From a market structure perspective, stablecoins, on-chain government bonds, on-chain cash management tools, and low-risk yield products are drawing increasing institutional capital into crypto infrastructure.
This capital may not directly “buy crypto,” but it influences the market by:
Providing dollar liquidity for on-chain trading
Lowering entry barriers for institutions moving into crypto
Serving as a parking pool for subsequent allocations to Spot, Derivatives, and RWA
In other words, these flows may not be the most visible, but they are likely the most critical “reserve layer.”
If ETFs represent a standardized, transparent, low-friction allocation path, new bids beyond ETFs form a layered structure.
Key differences include:
Holding objectives: ETFs focus on asset allocation and portfolio expression; treasury and public company allocations often involve equity narratives, financing strategies, and capital market premium logic.
Capital duration: ETF funds may appear “long-term,” but can be influenced by macro sentiment, interest rate expectations, and short-term risk appetite. Corporate allocations, once on the balance sheet, may exit even more slowly.
Trading behavior: ETF trades are typically transparent and timely; corporate treasury and private capital may concentrate purchases, delay disclosures, or use various hedging tools.
Market volatility impact: ETFs act as “directional confirmers,” while corporate treasury, structured capital, and on-chain dollar liquidity serve as “market elasticity amplifiers” or “underlying support layers.”
This means that future crypto market price movements cannot be explained by “ETF inflows” alone. Instead, it’s about who is buying, why, for how long, and through which instruments.
As institutional bids evolve from a single ETF narrative to a multi-layered structure, the market will see at least three changes:
Historically, ETF flows were the core directional indicator. But as treasury companies, corporate balance sheet allocations, and on-chain dollar systems expand, price drivers become more dispersed. Some rallies may result from corporate financing, equity revaluation, or on-chain liquidity expansion—not just traditional investment demand.

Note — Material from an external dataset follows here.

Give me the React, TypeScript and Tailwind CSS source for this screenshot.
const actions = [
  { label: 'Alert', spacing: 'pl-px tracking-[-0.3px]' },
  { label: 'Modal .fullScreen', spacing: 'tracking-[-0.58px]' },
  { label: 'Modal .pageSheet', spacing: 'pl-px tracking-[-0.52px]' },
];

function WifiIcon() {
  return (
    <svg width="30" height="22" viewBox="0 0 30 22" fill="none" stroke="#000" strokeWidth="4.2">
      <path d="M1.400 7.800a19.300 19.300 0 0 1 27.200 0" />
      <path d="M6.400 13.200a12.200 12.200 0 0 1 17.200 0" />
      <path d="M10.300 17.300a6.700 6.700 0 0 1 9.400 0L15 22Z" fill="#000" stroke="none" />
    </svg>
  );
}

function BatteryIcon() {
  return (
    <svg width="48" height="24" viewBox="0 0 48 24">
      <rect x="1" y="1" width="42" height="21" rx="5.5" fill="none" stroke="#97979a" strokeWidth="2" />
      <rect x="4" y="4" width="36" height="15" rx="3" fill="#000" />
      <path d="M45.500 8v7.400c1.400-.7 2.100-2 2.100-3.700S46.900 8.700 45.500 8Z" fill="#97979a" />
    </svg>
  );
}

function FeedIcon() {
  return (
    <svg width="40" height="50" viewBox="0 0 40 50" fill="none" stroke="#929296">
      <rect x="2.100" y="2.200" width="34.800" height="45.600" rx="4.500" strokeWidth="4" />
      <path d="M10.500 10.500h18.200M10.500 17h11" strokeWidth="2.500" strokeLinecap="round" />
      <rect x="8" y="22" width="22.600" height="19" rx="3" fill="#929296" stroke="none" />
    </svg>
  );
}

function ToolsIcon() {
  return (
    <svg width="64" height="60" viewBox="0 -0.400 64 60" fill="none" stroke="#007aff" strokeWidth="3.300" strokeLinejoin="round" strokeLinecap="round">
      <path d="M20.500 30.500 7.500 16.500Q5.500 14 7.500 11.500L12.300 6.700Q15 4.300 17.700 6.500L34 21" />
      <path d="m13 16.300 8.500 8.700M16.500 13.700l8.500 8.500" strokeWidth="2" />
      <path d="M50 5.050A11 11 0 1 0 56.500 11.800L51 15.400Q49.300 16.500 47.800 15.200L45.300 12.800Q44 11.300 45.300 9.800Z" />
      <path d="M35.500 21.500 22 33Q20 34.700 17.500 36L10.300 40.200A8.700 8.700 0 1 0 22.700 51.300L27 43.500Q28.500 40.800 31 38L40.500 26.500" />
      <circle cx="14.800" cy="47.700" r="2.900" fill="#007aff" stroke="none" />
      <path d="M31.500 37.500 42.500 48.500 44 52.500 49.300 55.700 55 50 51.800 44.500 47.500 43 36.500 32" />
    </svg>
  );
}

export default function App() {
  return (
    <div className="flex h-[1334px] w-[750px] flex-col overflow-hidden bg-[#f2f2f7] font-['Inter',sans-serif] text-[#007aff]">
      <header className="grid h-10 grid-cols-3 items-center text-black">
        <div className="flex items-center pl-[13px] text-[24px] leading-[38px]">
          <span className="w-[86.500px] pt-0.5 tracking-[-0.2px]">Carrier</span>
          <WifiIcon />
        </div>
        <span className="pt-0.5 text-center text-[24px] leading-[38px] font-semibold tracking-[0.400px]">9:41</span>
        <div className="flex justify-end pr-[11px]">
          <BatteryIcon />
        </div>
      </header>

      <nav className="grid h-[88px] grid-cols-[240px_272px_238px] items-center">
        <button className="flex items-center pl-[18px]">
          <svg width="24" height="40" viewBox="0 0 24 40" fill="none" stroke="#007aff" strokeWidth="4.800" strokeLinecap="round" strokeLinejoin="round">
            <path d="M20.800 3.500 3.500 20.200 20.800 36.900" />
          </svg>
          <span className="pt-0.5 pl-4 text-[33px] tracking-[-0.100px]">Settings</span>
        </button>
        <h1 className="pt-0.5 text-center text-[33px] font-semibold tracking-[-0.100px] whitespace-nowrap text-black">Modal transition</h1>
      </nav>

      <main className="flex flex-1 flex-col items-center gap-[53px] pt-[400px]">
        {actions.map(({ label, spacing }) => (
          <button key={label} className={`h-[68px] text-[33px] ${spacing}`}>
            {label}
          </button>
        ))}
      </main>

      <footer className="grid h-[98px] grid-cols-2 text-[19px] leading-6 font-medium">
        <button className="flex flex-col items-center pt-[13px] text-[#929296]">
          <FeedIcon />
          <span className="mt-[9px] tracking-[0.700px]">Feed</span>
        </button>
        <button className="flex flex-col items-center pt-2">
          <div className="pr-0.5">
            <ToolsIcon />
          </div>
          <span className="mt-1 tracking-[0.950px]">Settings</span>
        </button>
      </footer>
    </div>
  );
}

Many equate institutionalization with “greater market stability.” That’s not always the case. If new institutional capital sources come with leverage, financing constraints, or capital market narrative pressure, they may reinforce uptrends and amplify volatility during drawdowns.

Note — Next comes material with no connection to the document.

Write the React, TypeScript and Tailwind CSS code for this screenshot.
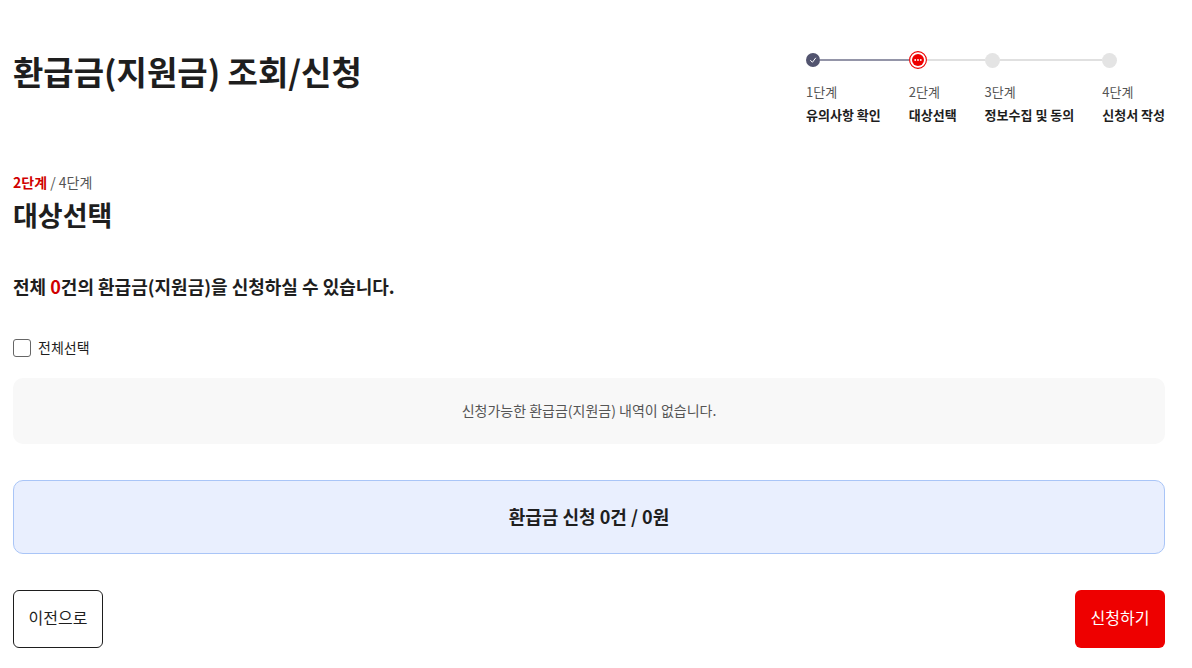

Future institutional players may not simply allocate to spot, but will also engage in:
Spot and ETF allocation
Corporate equity and crypto asset-linked trading
Stablecoin and on-chain yield management
Derivative hedging and cross-market arbitrage
This evolution means the crypto market will increasingly resemble a multi-layered capital market, not just a one-way risk asset pool.
When discussing “new institutional bids beyond ETFs,” it’s important to avoid several common misconceptions:
Assuming all corporate bids reflect long-term conviction: Some companies buy crypto for long-term allocation, others for capital market narrative. Don’t conflate the two.
Equating stablecoin growth with inevitable price appreciation: While stablecoin expansion boosts dollar liquidity, it doesn’t automatically translate into sustained net buying of spot assets.
Equating institutionalization with low volatility: Institutional entry increases market depth, but also adds leverage and trading complexity.
Treating public data as the whole story: ETF data is the most transparent, but transparency does not equal importance. Much of the capital truly moving the market doesn’t show up in ETF flow data immediately.
Beyond ETFs, who is reshaping the structure of institutional bids in the crypto market? Digital asset treasury companies, public companies integrating crypto assets into their balance sheets, private and structured vehicles, and quasi-institutional capital around stablecoins and on-chain yield products are together building a new bid system beyond ETFs.
This does not diminish the importance of ETFs. On the contrary, ETFs remain one of the clearest, most central, and most easily validated institutional entry points. But in 2026, focusing solely on ETF flows risks missing deeper structural changes.
What matters most is not just “are institutions buying,” but:
Through which channels are institutions entering
How long do they hold their positions
How do they impact market liquidity and volatility
In this context, crypto market institutionalization has entered a new phase. The market is moving beyond the single narrative that “only ETFs count as institutional bids” toward a more complex and mature capital structure.